The Daily Pennsylvanian: Penn Medicine COVID-19 symptom reporting program saved lives, according to the new study
From The Daily Pennsylvanian:
A study found that Penn Medicine’s COVID Watch technology saved two lives per week during the pandemic’s early days through an automated health check-in system powered by text message.
On Mar. 23, 2020, two weeks after Penn Medicine admitted its first COVID-19 patient, COVID Watch launched, allowing participants to track symptoms from home, Penn Medicine News reported. A team of registered nurses staffed the program and escalated patients with concerning conditions to a designated group of health care providers.
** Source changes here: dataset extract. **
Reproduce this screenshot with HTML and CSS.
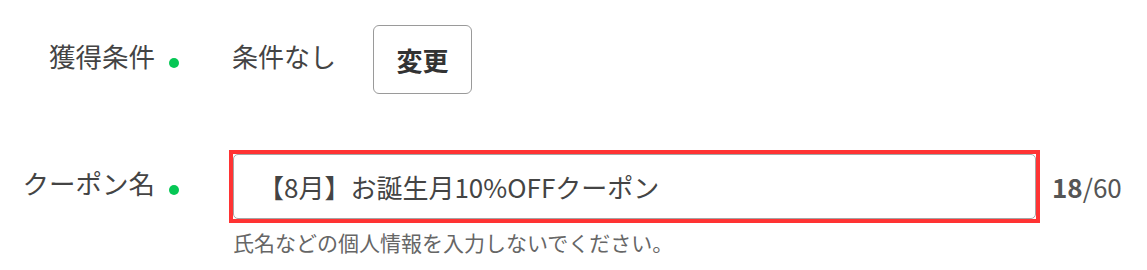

As of today, nearly 20,000 individuals have enrolled in the program.
In August 2020, Penn Medicine received a $2.5 million grant by the Patient-Centered Outcomes Research Institute to further study the program’s impact on patient outcomes over a two-year period, specifically considering the communities that have been disproportionately affected by the pandemic.
“Automation isn’t something that will replace human clinical care, but it is something that can extend it,” David Asch, one of the study’s authors and executive director of the Center for Health Care Innovation, told Penn Medicine News. “Without an automated system to help us watch over the thousands of COVID patients in our community, our doctors and nurses would have been stretched even thinner than they were.”